- **Your goal**:
Copy out the material below in full, but not its images.

- **Dataset extract**:

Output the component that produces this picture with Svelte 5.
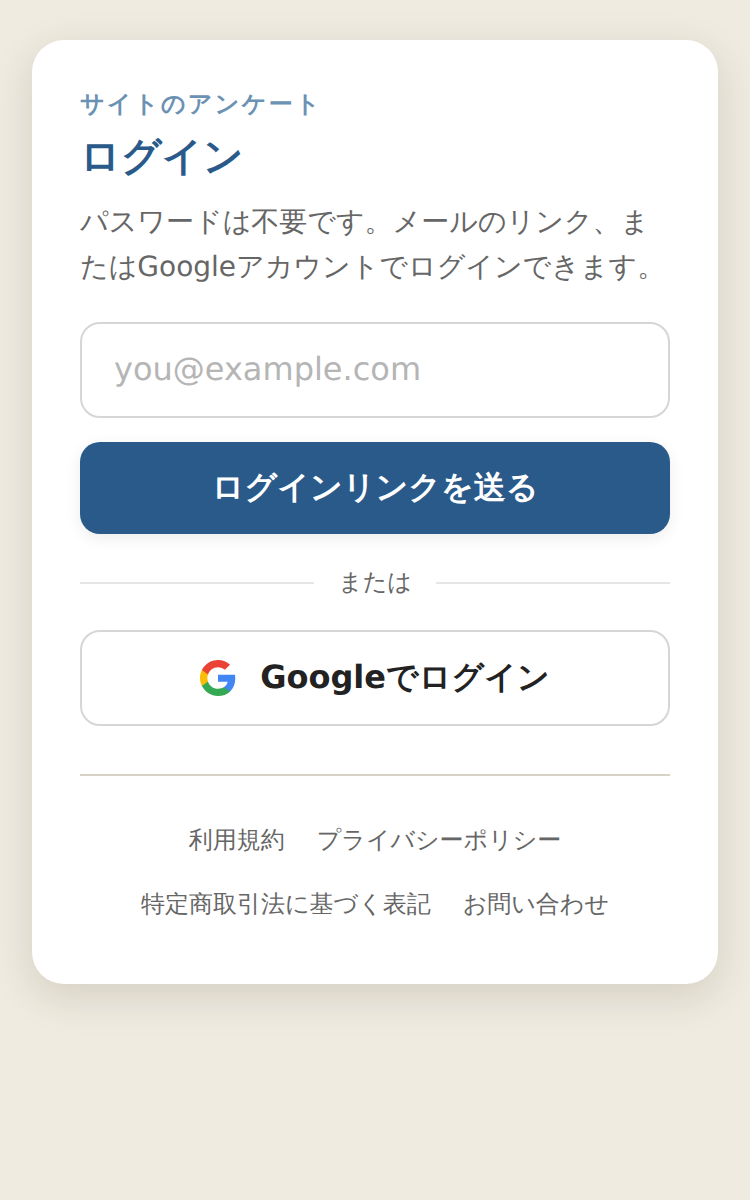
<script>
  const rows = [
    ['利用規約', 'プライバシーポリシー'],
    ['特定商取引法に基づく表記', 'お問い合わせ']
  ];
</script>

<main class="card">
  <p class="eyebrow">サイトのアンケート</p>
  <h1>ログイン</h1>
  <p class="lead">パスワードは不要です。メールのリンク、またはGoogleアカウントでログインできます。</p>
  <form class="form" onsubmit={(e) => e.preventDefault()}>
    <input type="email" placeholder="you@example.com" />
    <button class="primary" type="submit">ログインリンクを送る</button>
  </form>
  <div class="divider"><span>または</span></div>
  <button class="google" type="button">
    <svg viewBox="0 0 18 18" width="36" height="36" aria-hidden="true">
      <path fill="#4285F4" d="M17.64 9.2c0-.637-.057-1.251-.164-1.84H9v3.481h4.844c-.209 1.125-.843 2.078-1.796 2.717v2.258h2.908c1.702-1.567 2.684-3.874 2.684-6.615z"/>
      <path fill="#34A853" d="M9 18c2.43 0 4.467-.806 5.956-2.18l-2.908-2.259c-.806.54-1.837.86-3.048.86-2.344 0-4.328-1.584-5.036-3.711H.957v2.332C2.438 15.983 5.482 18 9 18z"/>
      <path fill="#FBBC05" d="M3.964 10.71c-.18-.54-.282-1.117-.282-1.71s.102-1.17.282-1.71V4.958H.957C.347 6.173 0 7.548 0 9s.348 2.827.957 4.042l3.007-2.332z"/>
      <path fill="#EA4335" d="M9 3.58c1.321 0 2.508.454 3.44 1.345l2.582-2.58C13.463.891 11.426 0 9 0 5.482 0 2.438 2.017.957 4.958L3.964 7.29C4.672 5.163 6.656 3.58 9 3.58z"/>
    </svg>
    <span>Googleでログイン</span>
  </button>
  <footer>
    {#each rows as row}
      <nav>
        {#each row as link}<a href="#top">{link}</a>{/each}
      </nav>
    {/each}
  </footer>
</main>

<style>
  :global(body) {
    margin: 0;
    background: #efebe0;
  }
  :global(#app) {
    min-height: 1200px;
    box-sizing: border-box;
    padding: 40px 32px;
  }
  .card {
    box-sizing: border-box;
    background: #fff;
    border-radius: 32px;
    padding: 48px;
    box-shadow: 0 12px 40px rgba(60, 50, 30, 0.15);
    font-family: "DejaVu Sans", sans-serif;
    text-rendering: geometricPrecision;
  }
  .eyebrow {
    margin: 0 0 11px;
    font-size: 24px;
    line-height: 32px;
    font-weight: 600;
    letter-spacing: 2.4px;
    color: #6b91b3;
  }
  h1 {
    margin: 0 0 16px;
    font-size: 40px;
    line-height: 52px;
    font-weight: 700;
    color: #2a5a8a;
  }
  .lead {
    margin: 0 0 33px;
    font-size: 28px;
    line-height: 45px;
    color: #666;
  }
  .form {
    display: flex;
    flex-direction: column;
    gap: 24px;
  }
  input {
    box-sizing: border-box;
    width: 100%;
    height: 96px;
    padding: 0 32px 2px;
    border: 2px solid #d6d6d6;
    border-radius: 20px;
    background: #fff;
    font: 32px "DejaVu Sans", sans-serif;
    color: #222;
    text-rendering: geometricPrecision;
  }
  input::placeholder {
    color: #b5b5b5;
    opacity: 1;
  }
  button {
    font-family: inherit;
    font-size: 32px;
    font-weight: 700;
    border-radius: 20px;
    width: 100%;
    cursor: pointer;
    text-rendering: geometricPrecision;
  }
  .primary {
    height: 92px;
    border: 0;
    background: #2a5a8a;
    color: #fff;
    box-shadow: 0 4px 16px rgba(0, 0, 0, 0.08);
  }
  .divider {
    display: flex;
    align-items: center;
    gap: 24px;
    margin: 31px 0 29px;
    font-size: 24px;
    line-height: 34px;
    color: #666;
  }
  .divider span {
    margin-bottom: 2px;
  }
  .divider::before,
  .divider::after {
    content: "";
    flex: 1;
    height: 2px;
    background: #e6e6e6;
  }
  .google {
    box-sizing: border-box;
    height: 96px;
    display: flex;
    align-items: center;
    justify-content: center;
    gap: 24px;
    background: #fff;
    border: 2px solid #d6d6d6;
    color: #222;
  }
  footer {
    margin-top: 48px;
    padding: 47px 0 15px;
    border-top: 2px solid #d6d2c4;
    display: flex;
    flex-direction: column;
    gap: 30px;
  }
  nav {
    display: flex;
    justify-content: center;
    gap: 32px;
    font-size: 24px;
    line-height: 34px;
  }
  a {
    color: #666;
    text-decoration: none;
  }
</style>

- **Response to this exercise**:
Output the component that produces this picture with Svelte 5.
<script>
  const rows = [
    ['利用規約', 'プライバシーポリシー'],
    ['特定商取引法に基づく表記', 'お問い合わせ']
  ];
</script>

<main class="card">
  <p class="eyebrow">サイトのアンケート</p>
  <h1>ログイン</h1>
  <p class="lead">パスワードは不要です。メールのリンク、またはGoogleアカウントでログインできます。</p>
  <form class="form" onsubmit={(e) => e.preventDefault()}>
    <input type="email" placeholder="you@example.com" />
    <button class="primary" type="submit">ログインリンクを送る</button>
  </form>
  <div class="divider"><span>または</span></div>
  <button class="google" type="button">
    <svg viewBox="0 0 18 18" width="36" height="36" aria-hidden="true">
      <path fill="#4285F4" d="M17.64 9.2c0-.637-.057-1.251-.164-1.84H9v3.481h4.844c-.209 1.125-.843 2.078-1.796 2.717v2.258h2.908c1.702-1.567 2.684-3.874 2.684-6.615z"/>
      <path fill="#34A853" d="M9 18c2.43 0 4.467-.806 5.956-2.18l-2.908-2.259c-.806.54-1.837.86-3.048.86-2.344 0-4.328-1.584-5.036-3.711H.957v2.332C2.438 15.983 5.482 18 9 18z"/>
      <path fill="#FBBC05" d="M3.964 10.71c-.18-.54-.282-1.117-.282-1.71s.102-1.17.282-1.71V4.958H.957C.347 6.173 0 7.548 0 9s.348 2.827.957 4.042l3.007-2.332z"/>
      <path fill="#EA4335" d="M9 3.58c1.321 0 2.508.454 3.44 1.345l2.582-2.58C13.463.891 11.426 0 9 0 5.482 0 2.438 2.017.957 4.958L3.964 7.29C4.672 5.163 6.656 3.58 9 3.58z"/>
    </svg>
    <span>Googleでログイン</span>
  </button>
  <footer>
    {#each rows as row}
      <nav>
        {#each row as link}<a href="#top">{link}</a>{/each}
      </nav>
    {/each}
  </footer>
</main>

<style>
  :global(body) {
    margin: 0;
    background: #efebe0;
  }
  :global(#app) {
    min-height: 1200px;
    box-sizing: border-box;
    padding: 40px 32px;
  }
  .card {
    box-sizing: border-box;
    background: #fff;
    border-radius: 32px;
    padding: 48px;
    box-shadow: 0 12px 40px rgba(60, 50, 30, 0.15);
    font-family: "DejaVu Sans", sans-serif;
    text-rendering: geometricPrecision;
  }
  .eyebrow {
    margin: 0 0 11px;
    font-size: 24px;
    line-height: 32px;
    font-weight: 600;
    letter-spacing: 2.4px;
    color: #6b91b3;
  }
  h1 {
    margin: 0 0 16px;
    font-size: 40px;
    line-height: 52px;
    font-weight: 700;
    color: #2a5a8a;
  }
  .lead {
    margin: 0 0 33px;
    font-size: 28px;
    line-height: 45px;
    color: #666;
  }
  .form {
    display: flex;
    flex-direction: column;
    gap: 24px;
  }
  input {
    box-sizing: border-box;
    width: 100%;
    height: 96px;
    padding: 0 32px 2px;
    border: 2px solid #d6d6d6;
    border-radius: 20px;
    background: #fff;
    font: 32px "DejaVu Sans", sans-serif;
    color: #222;
    text-rendering: geometricPrecision;
  }
  input::placeholder {
    color: #b5b5b5;
    opacity: 1;
  }
  button {
    font-family: inherit;
    font-size: 32px;
    font-weight: 700;
    border-radius: 20px;
    width: 100%;
    cursor: pointer;
    text-rendering: geometricPrecision;
  }
  .primary {
    height: 92px;
    border: 0;
    background: #2a5a8a;
    color: #fff;
    box-shadow: 0 4px 16px rgba(0, 0, 0, 0.08);
  }
  .divider {
    display: flex;
    align-items: center;
    gap: 24px;
    margin: 31px 0 29px;
    font-size: 24px;
    line-height: 34px;
    color: #666;
  }
  .divider span {
    margin-bottom: 2px;
  }
  .divider::before,
  .divider::after {
    content: "";
    flex: 1;
    height: 2px;
    background: #e6e6e6;
  }
  .google {
    box-sizing: border-box;
    height: 96px;
    display: flex;
    align-items: center;
    justify-content: center;
    gap: 24px;
    background: #fff;
    border: 2px solid #d6d6d6;
    color: #222;
  }
  footer {
    margin-top: 48px;
    padding: 47px 0 15px;
    border-top: 2px solid #d6d2c4;
    display: flex;
    flex-direction: column;
    gap: 30px;
  }
  nav {
    display: flex;
    justify-content: center;
    gap: 32px;
    font-size: 24px;
    line-height: 34px;
  }
  a {
    color: #666;
    text-decoration: none;
  }
</style>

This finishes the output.